* BEGIN DATA SHOWN *
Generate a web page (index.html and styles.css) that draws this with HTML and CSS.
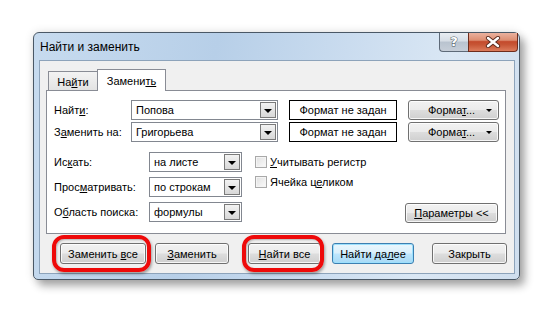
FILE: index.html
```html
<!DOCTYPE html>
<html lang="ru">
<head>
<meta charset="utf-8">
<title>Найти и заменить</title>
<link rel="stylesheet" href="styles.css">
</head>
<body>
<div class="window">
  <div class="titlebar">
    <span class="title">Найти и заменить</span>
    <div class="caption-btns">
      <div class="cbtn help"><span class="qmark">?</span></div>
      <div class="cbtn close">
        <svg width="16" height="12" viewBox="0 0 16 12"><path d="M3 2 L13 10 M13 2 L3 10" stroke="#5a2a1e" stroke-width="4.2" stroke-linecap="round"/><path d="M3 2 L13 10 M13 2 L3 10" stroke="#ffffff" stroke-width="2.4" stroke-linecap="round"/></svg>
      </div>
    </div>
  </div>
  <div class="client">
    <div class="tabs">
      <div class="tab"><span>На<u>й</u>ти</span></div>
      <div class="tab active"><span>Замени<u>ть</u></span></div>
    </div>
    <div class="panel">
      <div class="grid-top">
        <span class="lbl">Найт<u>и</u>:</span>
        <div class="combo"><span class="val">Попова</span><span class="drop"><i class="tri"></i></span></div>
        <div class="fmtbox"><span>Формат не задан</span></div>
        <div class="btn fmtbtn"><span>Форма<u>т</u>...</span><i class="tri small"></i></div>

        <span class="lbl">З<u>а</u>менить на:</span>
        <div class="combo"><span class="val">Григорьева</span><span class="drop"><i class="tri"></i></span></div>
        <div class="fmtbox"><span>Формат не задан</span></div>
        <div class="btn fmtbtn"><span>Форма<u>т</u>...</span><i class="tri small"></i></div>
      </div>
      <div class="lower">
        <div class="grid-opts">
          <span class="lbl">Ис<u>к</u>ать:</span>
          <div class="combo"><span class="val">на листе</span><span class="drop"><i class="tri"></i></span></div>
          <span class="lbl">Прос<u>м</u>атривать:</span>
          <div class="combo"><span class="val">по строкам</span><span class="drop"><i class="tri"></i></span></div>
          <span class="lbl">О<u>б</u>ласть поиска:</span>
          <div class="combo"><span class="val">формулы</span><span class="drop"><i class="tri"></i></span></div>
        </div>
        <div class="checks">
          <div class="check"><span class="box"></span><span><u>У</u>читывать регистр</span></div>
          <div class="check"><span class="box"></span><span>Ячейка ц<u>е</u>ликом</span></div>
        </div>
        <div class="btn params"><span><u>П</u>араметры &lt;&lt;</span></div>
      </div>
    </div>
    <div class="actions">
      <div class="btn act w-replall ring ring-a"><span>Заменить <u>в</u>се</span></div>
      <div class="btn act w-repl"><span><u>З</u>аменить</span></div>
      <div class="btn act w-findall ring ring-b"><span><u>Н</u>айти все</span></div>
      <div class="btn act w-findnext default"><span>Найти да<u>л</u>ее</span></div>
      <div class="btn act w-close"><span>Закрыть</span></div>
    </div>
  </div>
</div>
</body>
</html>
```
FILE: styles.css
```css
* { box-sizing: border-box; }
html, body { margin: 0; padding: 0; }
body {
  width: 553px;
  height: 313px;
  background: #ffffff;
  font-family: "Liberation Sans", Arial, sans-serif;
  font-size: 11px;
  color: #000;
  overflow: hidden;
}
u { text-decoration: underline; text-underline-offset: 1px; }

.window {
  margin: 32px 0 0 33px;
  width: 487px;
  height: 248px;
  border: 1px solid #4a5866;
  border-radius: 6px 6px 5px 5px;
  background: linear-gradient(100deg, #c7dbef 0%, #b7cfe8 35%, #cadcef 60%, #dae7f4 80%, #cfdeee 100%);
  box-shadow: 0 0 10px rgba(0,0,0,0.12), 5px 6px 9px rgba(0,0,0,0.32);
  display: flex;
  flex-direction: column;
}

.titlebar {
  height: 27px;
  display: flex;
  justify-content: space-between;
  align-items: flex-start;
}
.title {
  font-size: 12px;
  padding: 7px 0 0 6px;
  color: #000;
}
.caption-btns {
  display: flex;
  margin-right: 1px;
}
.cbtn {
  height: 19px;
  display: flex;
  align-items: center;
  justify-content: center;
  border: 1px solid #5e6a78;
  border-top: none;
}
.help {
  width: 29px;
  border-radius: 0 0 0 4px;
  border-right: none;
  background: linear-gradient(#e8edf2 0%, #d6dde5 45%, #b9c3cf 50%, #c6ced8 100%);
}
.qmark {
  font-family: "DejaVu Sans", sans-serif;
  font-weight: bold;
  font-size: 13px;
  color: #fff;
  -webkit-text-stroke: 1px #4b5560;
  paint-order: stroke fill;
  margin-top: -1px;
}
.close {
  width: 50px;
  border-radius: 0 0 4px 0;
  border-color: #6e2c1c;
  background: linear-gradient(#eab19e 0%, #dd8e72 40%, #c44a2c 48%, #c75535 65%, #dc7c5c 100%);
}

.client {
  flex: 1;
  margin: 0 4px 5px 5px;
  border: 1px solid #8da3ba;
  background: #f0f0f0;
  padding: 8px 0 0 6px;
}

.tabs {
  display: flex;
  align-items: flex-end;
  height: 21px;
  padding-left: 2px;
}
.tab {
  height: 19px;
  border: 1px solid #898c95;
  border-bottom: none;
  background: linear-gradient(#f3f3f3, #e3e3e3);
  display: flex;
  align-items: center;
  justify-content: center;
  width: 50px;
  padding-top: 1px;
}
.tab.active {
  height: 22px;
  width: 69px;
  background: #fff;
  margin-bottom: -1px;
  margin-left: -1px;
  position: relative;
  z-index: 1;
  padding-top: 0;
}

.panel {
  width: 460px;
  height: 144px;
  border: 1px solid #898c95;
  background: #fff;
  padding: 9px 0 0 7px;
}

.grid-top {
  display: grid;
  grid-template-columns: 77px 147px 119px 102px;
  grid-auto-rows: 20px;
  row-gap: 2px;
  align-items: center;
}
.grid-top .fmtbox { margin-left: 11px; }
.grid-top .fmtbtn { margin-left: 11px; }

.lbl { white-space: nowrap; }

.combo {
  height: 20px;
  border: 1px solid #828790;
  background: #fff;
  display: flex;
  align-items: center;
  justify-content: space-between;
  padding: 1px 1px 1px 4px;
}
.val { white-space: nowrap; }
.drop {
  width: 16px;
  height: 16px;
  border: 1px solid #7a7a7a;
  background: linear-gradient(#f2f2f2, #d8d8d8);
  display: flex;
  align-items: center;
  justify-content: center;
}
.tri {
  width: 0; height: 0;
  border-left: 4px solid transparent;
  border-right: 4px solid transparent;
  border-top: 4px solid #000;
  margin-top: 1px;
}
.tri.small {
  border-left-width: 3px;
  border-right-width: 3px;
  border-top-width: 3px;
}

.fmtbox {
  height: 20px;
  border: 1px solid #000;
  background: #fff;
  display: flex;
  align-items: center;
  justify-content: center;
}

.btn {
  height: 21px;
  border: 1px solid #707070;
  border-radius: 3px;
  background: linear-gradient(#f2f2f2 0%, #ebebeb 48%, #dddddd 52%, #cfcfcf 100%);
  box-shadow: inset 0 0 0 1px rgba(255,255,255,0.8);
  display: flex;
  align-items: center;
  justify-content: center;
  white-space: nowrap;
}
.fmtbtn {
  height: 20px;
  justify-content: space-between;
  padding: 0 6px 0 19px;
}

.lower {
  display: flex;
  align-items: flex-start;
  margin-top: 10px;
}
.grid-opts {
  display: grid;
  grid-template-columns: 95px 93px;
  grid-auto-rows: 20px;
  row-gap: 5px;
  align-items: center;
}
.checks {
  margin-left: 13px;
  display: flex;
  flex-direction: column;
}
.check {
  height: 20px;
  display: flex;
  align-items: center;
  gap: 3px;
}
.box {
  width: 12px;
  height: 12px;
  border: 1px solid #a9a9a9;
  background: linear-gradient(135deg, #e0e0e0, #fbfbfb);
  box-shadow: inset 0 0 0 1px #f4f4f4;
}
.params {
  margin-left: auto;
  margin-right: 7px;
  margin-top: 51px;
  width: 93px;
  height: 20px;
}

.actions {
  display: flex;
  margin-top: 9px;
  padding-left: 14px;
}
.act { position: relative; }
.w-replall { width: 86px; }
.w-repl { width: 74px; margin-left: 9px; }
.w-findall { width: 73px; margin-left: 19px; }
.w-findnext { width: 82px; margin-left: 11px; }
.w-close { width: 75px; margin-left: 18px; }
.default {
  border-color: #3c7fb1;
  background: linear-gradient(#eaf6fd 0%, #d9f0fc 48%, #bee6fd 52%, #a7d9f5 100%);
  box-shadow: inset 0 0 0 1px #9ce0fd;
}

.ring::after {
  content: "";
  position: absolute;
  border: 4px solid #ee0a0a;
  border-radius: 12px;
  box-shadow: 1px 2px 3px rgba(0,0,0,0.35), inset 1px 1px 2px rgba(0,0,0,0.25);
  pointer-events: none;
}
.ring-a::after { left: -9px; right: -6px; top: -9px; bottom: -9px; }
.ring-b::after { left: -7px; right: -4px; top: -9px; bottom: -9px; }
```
* END DATA SHOWN *
Copy each line holding the word "styles" from the listing above.

OUTPUT FOR THIS TASK:
Generate a web page (index.html and styles.css) that draws this with HTML and CSS.
<link rel="stylesheet" href="styles.css">
FILE: styles.css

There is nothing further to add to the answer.